begin

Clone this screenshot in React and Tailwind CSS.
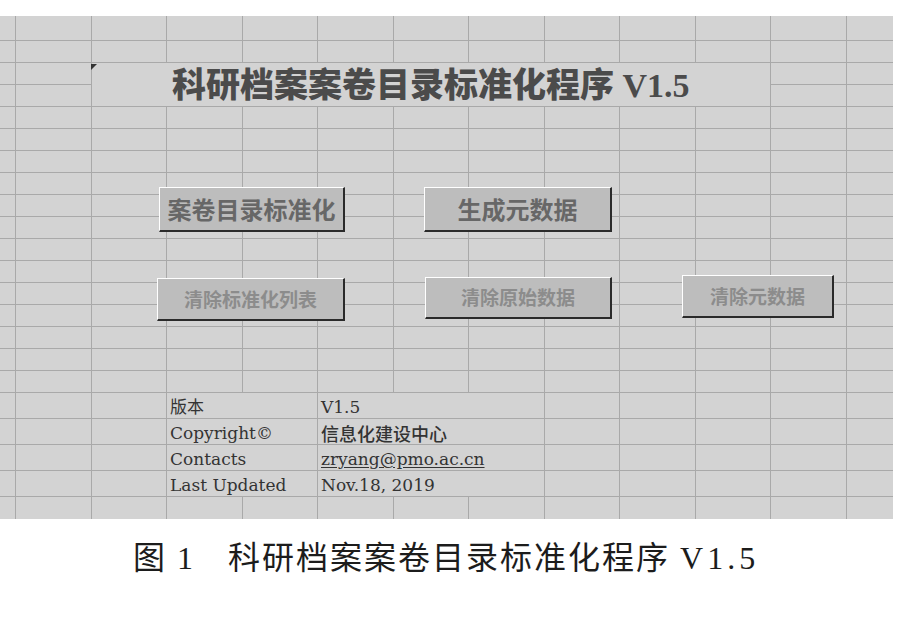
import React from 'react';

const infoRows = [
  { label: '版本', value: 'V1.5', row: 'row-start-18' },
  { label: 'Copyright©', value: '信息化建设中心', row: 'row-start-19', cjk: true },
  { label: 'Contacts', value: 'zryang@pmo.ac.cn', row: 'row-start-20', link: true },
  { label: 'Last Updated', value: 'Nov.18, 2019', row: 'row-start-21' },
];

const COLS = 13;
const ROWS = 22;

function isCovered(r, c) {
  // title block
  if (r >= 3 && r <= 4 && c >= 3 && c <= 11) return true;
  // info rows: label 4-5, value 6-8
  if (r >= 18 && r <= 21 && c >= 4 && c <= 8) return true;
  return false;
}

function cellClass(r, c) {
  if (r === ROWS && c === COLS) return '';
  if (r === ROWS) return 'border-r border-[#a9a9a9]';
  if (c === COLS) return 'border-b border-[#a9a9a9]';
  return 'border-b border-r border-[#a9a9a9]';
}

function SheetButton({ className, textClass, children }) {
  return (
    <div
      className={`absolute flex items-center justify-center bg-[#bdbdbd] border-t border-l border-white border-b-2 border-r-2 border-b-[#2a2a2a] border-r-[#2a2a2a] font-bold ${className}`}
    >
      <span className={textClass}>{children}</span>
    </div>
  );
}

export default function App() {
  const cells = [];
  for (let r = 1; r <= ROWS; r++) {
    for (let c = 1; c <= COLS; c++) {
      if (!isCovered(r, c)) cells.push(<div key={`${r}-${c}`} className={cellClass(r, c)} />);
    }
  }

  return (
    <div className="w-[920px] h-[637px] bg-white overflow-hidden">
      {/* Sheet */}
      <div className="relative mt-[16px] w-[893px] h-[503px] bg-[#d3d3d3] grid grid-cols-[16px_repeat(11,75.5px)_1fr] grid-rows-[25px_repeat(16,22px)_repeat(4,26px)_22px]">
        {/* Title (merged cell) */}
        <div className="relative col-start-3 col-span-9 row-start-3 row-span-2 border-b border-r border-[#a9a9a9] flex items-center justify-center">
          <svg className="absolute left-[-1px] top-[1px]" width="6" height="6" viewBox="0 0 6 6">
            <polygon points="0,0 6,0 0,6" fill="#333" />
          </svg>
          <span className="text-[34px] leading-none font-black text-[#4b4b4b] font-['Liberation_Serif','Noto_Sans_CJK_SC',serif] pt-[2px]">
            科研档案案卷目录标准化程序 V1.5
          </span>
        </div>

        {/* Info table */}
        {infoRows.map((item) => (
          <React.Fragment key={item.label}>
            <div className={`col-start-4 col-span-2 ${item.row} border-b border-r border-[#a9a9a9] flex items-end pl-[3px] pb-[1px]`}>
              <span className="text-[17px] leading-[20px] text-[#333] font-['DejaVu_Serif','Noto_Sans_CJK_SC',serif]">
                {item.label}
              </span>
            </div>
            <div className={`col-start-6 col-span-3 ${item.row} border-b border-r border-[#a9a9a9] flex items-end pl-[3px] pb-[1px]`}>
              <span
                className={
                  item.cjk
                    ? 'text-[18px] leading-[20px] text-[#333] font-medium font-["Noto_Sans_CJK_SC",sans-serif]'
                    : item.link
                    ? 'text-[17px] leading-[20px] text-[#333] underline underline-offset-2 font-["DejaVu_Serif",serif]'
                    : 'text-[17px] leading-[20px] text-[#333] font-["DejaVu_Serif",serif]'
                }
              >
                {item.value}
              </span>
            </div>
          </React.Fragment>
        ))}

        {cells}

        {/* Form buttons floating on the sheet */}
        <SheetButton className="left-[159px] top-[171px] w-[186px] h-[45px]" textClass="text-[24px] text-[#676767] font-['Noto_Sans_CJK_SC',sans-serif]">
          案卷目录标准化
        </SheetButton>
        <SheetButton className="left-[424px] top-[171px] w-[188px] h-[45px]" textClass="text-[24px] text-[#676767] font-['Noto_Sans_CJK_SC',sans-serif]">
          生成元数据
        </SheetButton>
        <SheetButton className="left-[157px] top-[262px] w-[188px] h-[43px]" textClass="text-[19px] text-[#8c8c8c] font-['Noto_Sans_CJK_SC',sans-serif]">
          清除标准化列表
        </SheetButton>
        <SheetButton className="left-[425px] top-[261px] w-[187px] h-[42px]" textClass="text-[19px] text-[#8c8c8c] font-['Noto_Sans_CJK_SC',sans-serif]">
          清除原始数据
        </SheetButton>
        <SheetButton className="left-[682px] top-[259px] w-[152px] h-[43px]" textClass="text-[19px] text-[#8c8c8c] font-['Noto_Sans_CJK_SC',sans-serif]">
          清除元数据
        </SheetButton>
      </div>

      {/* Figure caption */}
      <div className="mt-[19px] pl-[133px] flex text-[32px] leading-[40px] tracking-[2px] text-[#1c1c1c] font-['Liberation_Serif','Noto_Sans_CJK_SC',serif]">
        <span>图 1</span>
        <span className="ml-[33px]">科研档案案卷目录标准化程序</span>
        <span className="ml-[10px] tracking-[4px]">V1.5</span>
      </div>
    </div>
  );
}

end

> **Exercise task**
Restate the data above word for word. Do not include the images.

> **Correct answer**
Clone this screenshot in React and Tailwind CSS.
import React from 'react';

const infoRows = [
  { label: '版本', value: 'V1.5', row: 'row-start-18' },
  { label: 'Copyright©', value: '信息化建设中心', row: 'row-start-19', cjk: true },
  { label: 'Contacts', value: 'zryang@pmo.ac.cn', row: 'row-start-20', link: true },
  { label: 'Last Updated', value: 'Nov.18, 2019', row: 'row-start-21' },
];

const COLS = 13;
const ROWS = 22;

function isCovered(r, c) {
  // title block
  if (r >= 3 && r <= 4 && c >= 3 && c <= 11) return true;
  // info rows: label 4-5, value 6-8
  if (r >= 18 && r <= 21 && c >= 4 && c <= 8) return true;
  return false;
}

function cellClass(r, c) {
  if (r === ROWS && c === COLS) return '';
  if (r === ROWS) return 'border-r border-[#a9a9a9]';
  if (c === COLS) return 'border-b border-[#a9a9a9]';
  return 'border-b border-r border-[#a9a9a9]';
}

function SheetButton({ className, textClass, children }) {
  return (
    <div
      className={`absolute flex items-center justify-center bg-[#bdbdbd] border-t border-l border-white border-b-2 border-r-2 border-b-[#2a2a2a] border-r-[#2a2a2a] font-bold ${className}`}
    >
      <span className={textClass}>{children}</span>
    </div>
  );
}

export default function App() {
  const cells = [];
  for (let r = 1; r <= ROWS; r++) {
    for (let c = 1; c <= COLS; c++) {
      if (!isCovered(r, c)) cells.push(<div key={`${r}-${c}`} className={cellClass(r, c)} />);
    }
  }

  return (
    <div className="w-[920px] h-[637px] bg-white overflow-hidden">
      {/* Sheet */}
      <div className="relative mt-[16px] w-[893px] h-[503px] bg-[#d3d3d3] grid grid-cols-[16px_repeat(11,75.5px)_1fr] grid-rows-[25px_repeat(16,22px)_repeat(4,26px)_22px]">
        {/* Title (merged cell) */}
        <div className="relative col-start-3 col-span-9 row-start-3 row-span-2 border-b border-r border-[#a9a9a9] flex items-center justify-center">
          <svg className="absolute left-[-1px] top-[1px]" width="6" height="6" viewBox="0 0 6 6">
            <polygon points="0,0 6,0 0,6" fill="#333" />
          </svg>
          <span className="text-[34px] leading-none font-black text-[#4b4b4b] font-['Liberation_Serif','Noto_Sans_CJK_SC',serif] pt-[2px]">
            科研档案案卷目录标准化程序 V1.5
          </span>
        </div>

        {/* Info table */}
        {infoRows.map((item) => (
          <React.Fragment key={item.label}>
            <div className={`col-start-4 col-span-2 ${item.row} border-b border-r border-[#a9a9a9] flex items-end pl-[3px] pb-[1px]`}>
              <span className="text-[17px] leading-[20px] text-[#333] font-['DejaVu_Serif','Noto_Sans_CJK_SC',serif]">
                {item.label}
              </span>
            </div>
            <div className={`col-start-6 col-span-3 ${item.row} border-b border-r border-[#a9a9a9] flex items-end pl-[3px] pb-[1px]`}>
              <span
                className={
                  item.cjk
                    ? 'text-[18px] leading-[20px] text-[#333] font-medium font-["Noto_Sans_CJK_SC",sans-serif]'
                    : item.link
                    ? 'text-[17px] leading-[20px] text-[#333] underline underline-offset-2 font-["DejaVu_Serif",serif]'
                    : 'text-[17px] leading-[20px] text-[#333] font-["DejaVu_Serif",serif]'
                }
              >
                {item.value}
              </span>
            </div>
          </React.Fragment>
        ))}

        {cells}

        {/* Form buttons floating on the sheet */}
        <SheetButton className="left-[159px] top-[171px] w-[186px] h-[45px]" textClass="text-[24px] text-[#676767] font-['Noto_Sans_CJK_SC',sans-serif]">
          案卷目录标准化
        </SheetButton>
        <SheetButton className="left-[424px] top-[171px] w-[188px] h-[45px]" textClass="text-[24px] text-[#676767] font-['Noto_Sans_CJK_SC',sans-serif]">
          生成元数据
        </SheetButton>
        <SheetButton className="left-[157px] top-[262px] w-[188px] h-[43px]" textClass="text-[19px] text-[#8c8c8c] font-['Noto_Sans_CJK_SC',sans-serif]">
          清除标准化列表
        </SheetButton>
        <SheetButton className="left-[425px] top-[261px] w-[187px] h-[42px]" textClass="text-[19px] text-[#8c8c8c] font-['Noto_Sans_CJK_SC',sans-serif]">
          清除原始数据
        </SheetButton>
        <SheetButton className="left-[682px] top-[259px] w-[152px] h-[43px]" textClass="text-[19px] text-[#8c8c8c] font-['Noto_Sans_CJK_SC',sans-serif]">
          清除元数据
        </SheetButton>
      </div>

      {/* Figure caption */}
      <div className="mt-[19px] pl-[133px] flex text-[32px] leading-[40px] tracking-[2px] text-[#1c1c1c] font-['Liberation_Serif','Noto_Sans_CJK_SC',serif]">
        <span>图 1</span>
        <span className="ml-[33px]">科研档案案卷目录标准化程序</span>
        <span className="ml-[10px] tracking-[4px]">V1.5</span>
      </div>
    </div>
  );
}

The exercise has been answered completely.